If you’re still managing your portfolio across multiple tabs and updating numbers by hand, an AI-powered tracker is worth a serious look. Not because it’s trendy — but because the alternative is genuinely costing you time and clarity.
Frequently Asked Questions
Are AI portfolio trackers safe to use?
Yes—reputable apps use read-only API connections, meaning they can view your data but cannot initiate transactions. They use bank-level encryption (256-bit AES) and exchange OAuth tokens rather than storing your passwords. In the US, they’re also subject to CFPB oversight under the 2024 open banking rules.
What accounts can an AI portfolio tracker connect to?
Most connect to bank accounts, brokerage accounts (Fidelity, Schwab, Robinhood, etc.), crypto exchanges (Coinbase, Kraken, Binance), credit cards, and retirement accounts (401k, IRA). Coverage varies by app — always check before signing up.
How is an AI portfolio tracker different from a regular budgeting app?
Budgeting apps focus on spending and cash flow. AI portfolio trackers go further — they analyze your investments, calculate portfolio performance, track asset allocation, flag concentration risk, and let you ask questions about your finances in natural language.
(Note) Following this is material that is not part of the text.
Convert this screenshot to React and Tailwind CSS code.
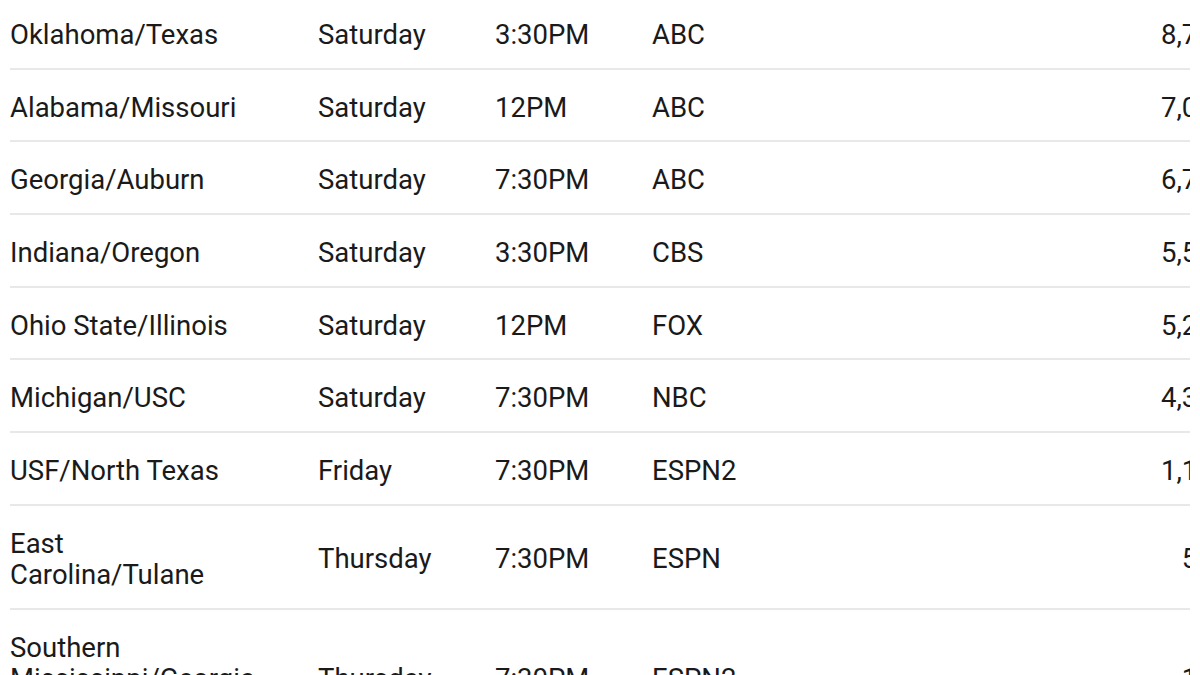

Do I need to be a serious investor to benefit from one?
No. Anyone with money spread across more than one account — even just a checking account and a brokerage — can benefit from having a unified, intelligent view of their finances.
What does the AI actually do? Depending on the app: automatic transaction categorization, portfolio performance analysis, risk flagging, rebalancing alerts, natural language Q&A about your finances, and anomaly detection (e.g., unusual charges, portfolio drift).
Are there free AI portfolio trackers? Yes. Many offer free tiers with basic account aggregation and categorization. More advanced AI features — conversational interfaces, detailed portfolio analytics, predictive insights — typically require a paid subscription.